Hasta que ‘Cien años de soledad’ le convirtiese en hito literario, conoció largos periodos de penurias

Entretanto, tuvo que abandonar su país cuando publicó Relato de un náufrago, un reportaje novelado sobre un episodio del tripulante de un buque militar, Luis Alejandro Velasco. Se fue a París. Tuvo que marcharse también de Nueva York, tras ser acusado por la CIA y los disidentes cubanos de comunista. Se fue a México, donde vivió la mayor parte de su vida (pasó una larga estancia en Barcelona, donde escribió El otoño del patriarca).

Fundó la revista Alternativa junto a otros intelectuales de izquierdas (él fue un socialista convencido, mítica es esa reflexión suya: «Un hombre solo tiene derecho de mirar a otro hacia abajo cuando tiene que ayudarlo a levantarse»), la Fundación Nuevo Cine Latinoamericano, la Escuela Internacional de Cine y TV en San Antonio de los Baños, Cuba, y la Fundación Nuevo Periodismo Iberoamericano, en Colombia.
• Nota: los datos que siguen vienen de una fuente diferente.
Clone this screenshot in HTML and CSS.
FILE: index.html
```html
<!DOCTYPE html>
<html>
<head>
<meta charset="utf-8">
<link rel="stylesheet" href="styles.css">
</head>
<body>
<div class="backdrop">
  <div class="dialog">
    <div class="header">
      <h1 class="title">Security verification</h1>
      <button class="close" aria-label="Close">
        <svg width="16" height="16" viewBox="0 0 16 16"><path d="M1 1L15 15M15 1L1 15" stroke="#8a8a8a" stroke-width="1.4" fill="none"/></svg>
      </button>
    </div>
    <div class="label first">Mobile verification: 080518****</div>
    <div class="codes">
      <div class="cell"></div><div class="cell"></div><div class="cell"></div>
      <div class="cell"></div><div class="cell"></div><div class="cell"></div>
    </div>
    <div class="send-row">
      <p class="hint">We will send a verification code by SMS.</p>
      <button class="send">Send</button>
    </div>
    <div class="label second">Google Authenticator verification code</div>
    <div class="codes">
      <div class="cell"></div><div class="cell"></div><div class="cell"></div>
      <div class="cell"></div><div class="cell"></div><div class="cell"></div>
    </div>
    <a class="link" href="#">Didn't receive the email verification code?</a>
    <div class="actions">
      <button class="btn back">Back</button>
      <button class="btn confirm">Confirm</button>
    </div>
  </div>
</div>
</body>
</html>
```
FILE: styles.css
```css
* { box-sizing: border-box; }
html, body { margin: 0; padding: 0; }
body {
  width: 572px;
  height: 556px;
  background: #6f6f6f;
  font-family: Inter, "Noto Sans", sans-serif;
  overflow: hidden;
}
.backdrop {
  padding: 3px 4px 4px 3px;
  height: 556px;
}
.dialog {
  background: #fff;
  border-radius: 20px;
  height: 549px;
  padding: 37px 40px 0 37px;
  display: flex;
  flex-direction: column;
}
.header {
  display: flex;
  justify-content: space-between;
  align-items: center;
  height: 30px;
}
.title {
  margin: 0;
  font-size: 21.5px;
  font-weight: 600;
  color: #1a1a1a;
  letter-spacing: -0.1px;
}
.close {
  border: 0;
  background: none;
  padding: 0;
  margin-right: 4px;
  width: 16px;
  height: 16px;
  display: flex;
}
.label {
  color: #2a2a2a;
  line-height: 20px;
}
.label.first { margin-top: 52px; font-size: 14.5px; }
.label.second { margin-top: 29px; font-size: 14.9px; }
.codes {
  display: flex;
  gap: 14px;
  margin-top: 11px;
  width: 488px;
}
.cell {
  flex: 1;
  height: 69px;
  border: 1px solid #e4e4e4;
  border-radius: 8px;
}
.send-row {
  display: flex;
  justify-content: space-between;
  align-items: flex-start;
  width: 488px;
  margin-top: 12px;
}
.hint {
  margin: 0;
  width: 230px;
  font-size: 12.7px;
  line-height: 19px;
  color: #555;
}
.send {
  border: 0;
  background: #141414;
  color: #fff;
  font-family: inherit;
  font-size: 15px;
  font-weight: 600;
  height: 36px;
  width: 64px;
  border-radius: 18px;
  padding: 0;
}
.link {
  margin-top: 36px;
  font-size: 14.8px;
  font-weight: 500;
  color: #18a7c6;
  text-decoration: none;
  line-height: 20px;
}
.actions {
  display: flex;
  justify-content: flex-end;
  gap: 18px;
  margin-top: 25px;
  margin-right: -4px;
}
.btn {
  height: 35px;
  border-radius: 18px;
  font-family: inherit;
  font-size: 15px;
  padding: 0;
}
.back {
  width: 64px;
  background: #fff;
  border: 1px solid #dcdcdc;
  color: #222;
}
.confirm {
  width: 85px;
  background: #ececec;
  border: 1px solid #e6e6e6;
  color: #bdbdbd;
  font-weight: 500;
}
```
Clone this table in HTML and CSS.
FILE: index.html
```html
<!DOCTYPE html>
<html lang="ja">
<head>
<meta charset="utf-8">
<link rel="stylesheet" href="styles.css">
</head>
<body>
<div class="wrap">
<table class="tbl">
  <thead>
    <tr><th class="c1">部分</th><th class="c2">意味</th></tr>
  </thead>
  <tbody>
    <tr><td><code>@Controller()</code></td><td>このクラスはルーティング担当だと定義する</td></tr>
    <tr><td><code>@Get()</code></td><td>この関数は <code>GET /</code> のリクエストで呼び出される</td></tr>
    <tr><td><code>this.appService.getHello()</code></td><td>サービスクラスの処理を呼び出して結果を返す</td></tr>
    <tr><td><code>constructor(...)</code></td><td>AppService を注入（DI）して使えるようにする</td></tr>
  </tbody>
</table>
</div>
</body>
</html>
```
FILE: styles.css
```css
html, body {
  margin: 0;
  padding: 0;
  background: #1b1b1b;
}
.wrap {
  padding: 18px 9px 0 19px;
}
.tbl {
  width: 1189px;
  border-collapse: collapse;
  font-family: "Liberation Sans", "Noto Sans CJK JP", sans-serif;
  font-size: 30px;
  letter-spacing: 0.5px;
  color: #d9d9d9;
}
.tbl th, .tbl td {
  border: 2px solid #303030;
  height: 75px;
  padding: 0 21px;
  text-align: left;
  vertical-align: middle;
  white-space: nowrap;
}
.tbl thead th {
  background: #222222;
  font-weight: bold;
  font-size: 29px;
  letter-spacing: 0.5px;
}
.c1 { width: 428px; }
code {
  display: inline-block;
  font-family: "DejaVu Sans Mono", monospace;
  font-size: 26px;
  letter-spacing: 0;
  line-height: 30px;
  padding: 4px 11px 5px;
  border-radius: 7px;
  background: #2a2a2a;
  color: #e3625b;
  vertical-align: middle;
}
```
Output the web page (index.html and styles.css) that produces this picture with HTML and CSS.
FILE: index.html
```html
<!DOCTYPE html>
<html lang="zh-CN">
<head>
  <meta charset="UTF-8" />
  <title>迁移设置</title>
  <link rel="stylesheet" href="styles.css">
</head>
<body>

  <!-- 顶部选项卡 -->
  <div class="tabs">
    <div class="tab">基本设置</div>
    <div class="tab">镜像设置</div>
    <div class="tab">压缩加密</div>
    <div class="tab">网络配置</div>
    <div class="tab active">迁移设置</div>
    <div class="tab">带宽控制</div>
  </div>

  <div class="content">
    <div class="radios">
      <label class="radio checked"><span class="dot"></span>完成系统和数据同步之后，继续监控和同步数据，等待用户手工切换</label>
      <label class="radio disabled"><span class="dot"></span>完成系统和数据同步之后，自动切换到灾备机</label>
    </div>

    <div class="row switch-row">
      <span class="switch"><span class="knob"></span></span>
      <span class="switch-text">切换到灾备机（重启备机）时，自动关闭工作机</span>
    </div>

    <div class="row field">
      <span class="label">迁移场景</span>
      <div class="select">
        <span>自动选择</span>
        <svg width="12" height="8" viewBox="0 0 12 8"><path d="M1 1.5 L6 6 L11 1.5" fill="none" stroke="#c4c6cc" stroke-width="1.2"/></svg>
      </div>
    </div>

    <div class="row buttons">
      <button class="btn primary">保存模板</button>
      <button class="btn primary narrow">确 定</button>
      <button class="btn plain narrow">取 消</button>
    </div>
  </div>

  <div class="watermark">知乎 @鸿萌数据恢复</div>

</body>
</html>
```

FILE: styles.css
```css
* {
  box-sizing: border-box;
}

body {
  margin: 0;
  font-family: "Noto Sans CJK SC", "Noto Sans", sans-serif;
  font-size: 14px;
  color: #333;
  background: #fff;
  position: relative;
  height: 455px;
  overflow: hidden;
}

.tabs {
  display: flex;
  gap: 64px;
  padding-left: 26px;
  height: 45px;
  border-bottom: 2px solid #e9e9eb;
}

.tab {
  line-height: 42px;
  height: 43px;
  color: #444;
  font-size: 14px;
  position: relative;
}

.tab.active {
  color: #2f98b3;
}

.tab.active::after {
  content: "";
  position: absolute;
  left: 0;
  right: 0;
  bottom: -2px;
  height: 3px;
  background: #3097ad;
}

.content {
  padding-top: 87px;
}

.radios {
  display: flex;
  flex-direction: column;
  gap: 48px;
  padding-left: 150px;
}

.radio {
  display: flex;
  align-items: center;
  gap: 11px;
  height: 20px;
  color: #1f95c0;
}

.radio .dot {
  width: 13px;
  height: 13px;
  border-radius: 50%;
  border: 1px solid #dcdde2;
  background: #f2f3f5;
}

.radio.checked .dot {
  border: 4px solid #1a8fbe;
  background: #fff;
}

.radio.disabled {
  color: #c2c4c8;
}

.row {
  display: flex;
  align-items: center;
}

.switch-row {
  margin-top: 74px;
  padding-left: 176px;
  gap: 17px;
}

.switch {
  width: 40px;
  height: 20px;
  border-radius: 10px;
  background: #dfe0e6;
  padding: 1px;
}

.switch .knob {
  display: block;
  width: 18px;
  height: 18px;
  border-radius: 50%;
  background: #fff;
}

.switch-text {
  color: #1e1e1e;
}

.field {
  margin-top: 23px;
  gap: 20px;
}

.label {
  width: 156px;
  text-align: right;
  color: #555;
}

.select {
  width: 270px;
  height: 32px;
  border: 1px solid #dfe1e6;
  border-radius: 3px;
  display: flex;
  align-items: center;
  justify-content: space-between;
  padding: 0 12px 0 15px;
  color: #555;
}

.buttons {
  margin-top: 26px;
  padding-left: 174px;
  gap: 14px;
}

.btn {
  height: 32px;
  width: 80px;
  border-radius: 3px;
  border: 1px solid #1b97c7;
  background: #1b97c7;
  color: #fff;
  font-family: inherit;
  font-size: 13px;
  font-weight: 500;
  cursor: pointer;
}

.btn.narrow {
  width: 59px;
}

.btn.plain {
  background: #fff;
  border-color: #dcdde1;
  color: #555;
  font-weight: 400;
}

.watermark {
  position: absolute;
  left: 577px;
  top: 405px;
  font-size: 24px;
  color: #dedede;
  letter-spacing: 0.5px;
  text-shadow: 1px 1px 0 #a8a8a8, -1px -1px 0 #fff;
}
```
Gabo sería, además, mediador en las conversaciones de paz entre el Ejército de Liberación Nacional (ELN) y el gobierno colombiano, en Cuba, y entre el gobierno de Belisario Betancourt y el Movimiento 19 abril, así como entre el gobierno de Andrés Pastrana y la guerrilla de las Fuerzas Armadas Revolucionarias de Colombia (FARC).

Claro que también hubo sinsabores. Hasta que Cien años de soledad le convirtiese en hito literario, conoció largos periodos de penurias. The New Yorker rechazó la publicación de uno de sus textos, en 1981: «La historia tiene la brillantez habitual de su escritura, pero según nuestra forma de pensar, su resolución no hace que el lector acepte su audaz y bella concepción». Un año después, vestido con un traje regional colombiano, para pasmo general, recibía el Nobel. Su última novela, Memoria de mis putas tristes, que narra el romance entre un nonagenario y una menor de edad, le reportó duras críticas feministas, la acusación de apología de la prostitución infantil y fue prohibido en algunos países. Lejos quedaba su primera publicación, La hojarasca, por la que sentía especial querencia al considerar la más fresca y auténtica. 

Murió de un cáncer linfático el 17 de abril de 2014, a la edad de 87 años. La suya fue una escritura de crónica onírica, inflamada de deseo, de humor, de voluptuosidad.